Roger Hutchison said...

You moved my heart with this one.

Anonymous said...

"I just want my children to be happy. And it destroys my soul when they're that sad about something. It's almost more than I can take."

Even when they're 23 and living 5 hrs away from you, this sentiment doesn't change. This Sunday at church, the reading was about Solomon and what was the one thing he'd ask for if he could ask for anything from God (because God asked him and Solomon asked for understanding of his people, thus, his claim to wisdom) and the priest asked us to think what'd we want - and my first instinct was "for my kids to be happy". Selfish? I don't know...

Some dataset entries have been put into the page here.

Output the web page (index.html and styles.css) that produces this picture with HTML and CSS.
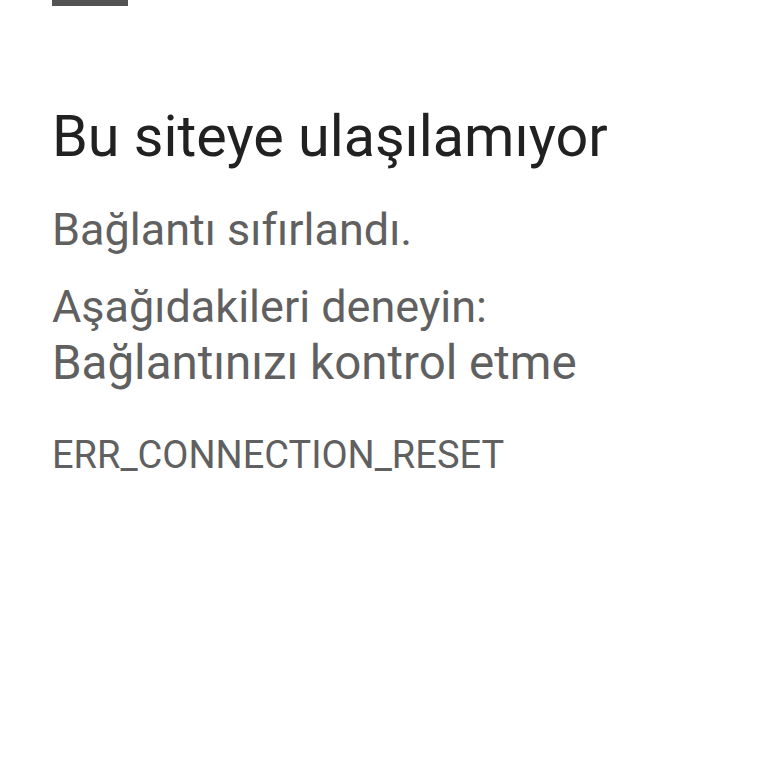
FILE: index.html
```html
<!DOCTYPE html>
<html lang="tr">
<head>
    <meta charset="UTF-8">
    <meta name="viewport" content="width=device-width, initial-scale=1.0">
    <title>Bu siteye ulaşılamıyor</title>
    <link rel="stylesheet" href="styles.css">
</head>
<body>

    <div class="error-page">
        <div class="icon-bar"></div>

        <h1 class="title">Bu siteye ulaşılamıyor</h1>

        <p class="summary">Bağlantı sıfırlandı.</p>

        <div class="suggestions">
            <p>Aşağıdakileri deneyin:</p>
            <p class="suggestion-item">Bağlantınızı kontrol etme</p>
        </div>

        <p class="error-code">ERR_CONNECTION_RESET</p>
    </div>

</body>
</html>
```

FILE: styles.css
```css
body {
    margin: 0;
    font-family: Roboto, "Noto Sans", Arial, sans-serif;
    background-color: #ffffff;
}
.error-page {
    padding: 0 52px;
}
.icon-bar {
    width: 76px;
    height: 6px;
    background-color: #535353;
}
.title {
    margin: 0;
    padding-top: 99px;
    font-size: 57.5px;
    font-weight: 400;
    line-height: 64px;
    color: #212121;
}
.summary {
    margin: 0;
    padding-top: 33px;
    font-size: 45px;
    line-height: 56px;
    color: #606060;
}
.suggestions {
    padding-top: 21px;
    font-size: 45px;
    line-height: 56px;
    color: #606060;
}
.suggestions p {
    margin: 0;
}
.suggestion-item {
    font-size: 47.5px;
}
.error-code {
    margin: 0;
    padding-top: 40px;
    font-size: 38px;
    line-height: 48px;
    color: #606060;
}
```
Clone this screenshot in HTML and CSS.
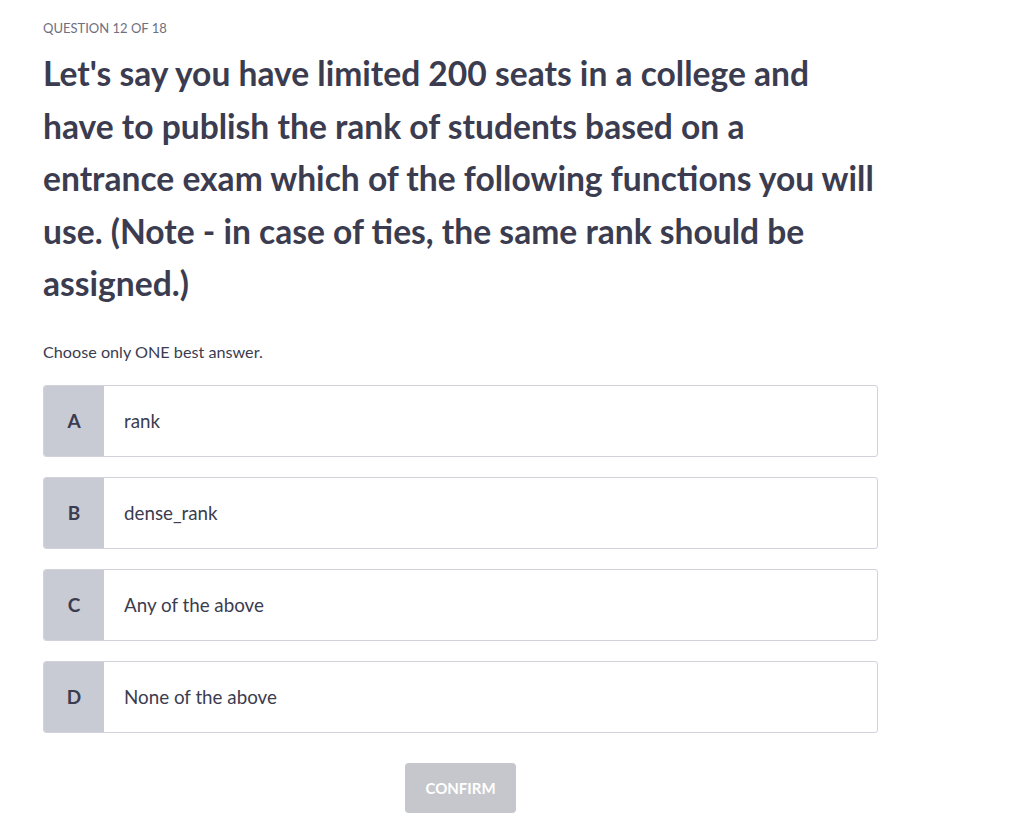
FILE: index.html
```html
<!DOCTYPE html>
<html>
<head>
<meta charset="utf-8">
<link rel="stylesheet" href="styles.css">
</head>
<body>
<main class="quiz">
  <div class="counter">QUESTION 12 OF 18</div>
  <h1 class="question">Let's say you have limited 200 seats in a college and have to publish the rank of students based on a entrance exam which of the following functions you will use. (Note - in case of ties, the same rank should be assigned.)</h1>
  <p class="hint">Choose only ONE best answer.</p>
  <div class="options">
    <div class="option"><span class="letter">A</span><span class="label">rank</span></div>
    <div class="option"><span class="letter">B</span><span class="label">dense_rank</span></div>
    <div class="option"><span class="letter">C</span><span class="label">Any of the above</span></div>
    <div class="option"><span class="letter">D</span><span class="label">None of the above</span></div>
  </div>
  <div class="actions"><button class="confirm">CONFIRM</button></div>
</main>
</body>
</html>
```
FILE: styles.css
```css
html, body { margin: 0; padding: 0; background: #fff; }
body { font-family: "Lato", "Open Sans", sans-serif; color: #3b3c50; }
.quiz { padding: 19px 0 0 43px; width: 835px; }
.counter { font-size: 13px; color: #6e6f80; line-height: 18px; }
.question { font-size: 33.6px; font-weight: 700; line-height: 52.5px; margin: 10px 0 0 0; color: #3b3c50; }
.hint { font-size: 16.2px; margin: 32px 0 0 0; line-height: 20px; color: #3b3c50; }
.options { display: flex; flex-direction: column; gap: 20px; margin-top: 23px; }
.option { display: flex; height: 72px; border: 1px solid #d2d2da; border-radius: 3px; box-sizing: border-box; overflow: hidden; }
.letter { width: 60px; background: #c9cbd4; display: flex; align-items: center; justify-content: center; font-weight: 700; font-size: 19px; color: #3b3c50; }
.label { display: flex; align-items: center; padding-left: 20px; font-size: 18.8px; color: #3b3c50; }
.actions { display: flex; justify-content: center; margin-top: 30px; }
.confirm { width: 111px; height: 50px; border: none; border-radius: 4px; background: #c6c7cc; color: #fff; font-family: inherit; font-weight: 700; font-size: 15px; }
```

At any rate, society is fortunate for the citizens you're preparing for us in those children of yours.

Suz said...

Awww..so sweet.

And I completely agree re: one bad event can color everything else. I'm there right now. Your post helped me realize how silly I'm being, so thanks, girl!

Anonymous said...

Anne --

Adam has a longboard that currently is living on my side porch. If the X-Man wants to come over and try it out before committing his hard earned $$ to buying one, send him over and Adam will let him borrow it.

Anonymous said...

If I come home with a broken arm, you can safely assume that I borrowed Adam's longboard.

Blog O' Beth said...

You totally made me cry. That was awesome

Anonymous said...

I am totally weepy over here and I don't even know your children. Thanks for this post. Helps me keep things in perspective.

Anonymous said...

Beautifully written.. I am glad he conquered his fear. Go X Man
Summer Pool Friend

Brenda said...

What a touching post. Way to go X-Man, and way to resist trying to make it better, Anne.

VA said...

I love this story so much! V

Libby said...

Beautiful!

Vicki said...

This is sweet. I want to go to pottery camp too. I dropped out of ceramics in college because we were going to have to write papers in the class. Oh, and it was at 8 a.m. I just wanted to learn to make pots.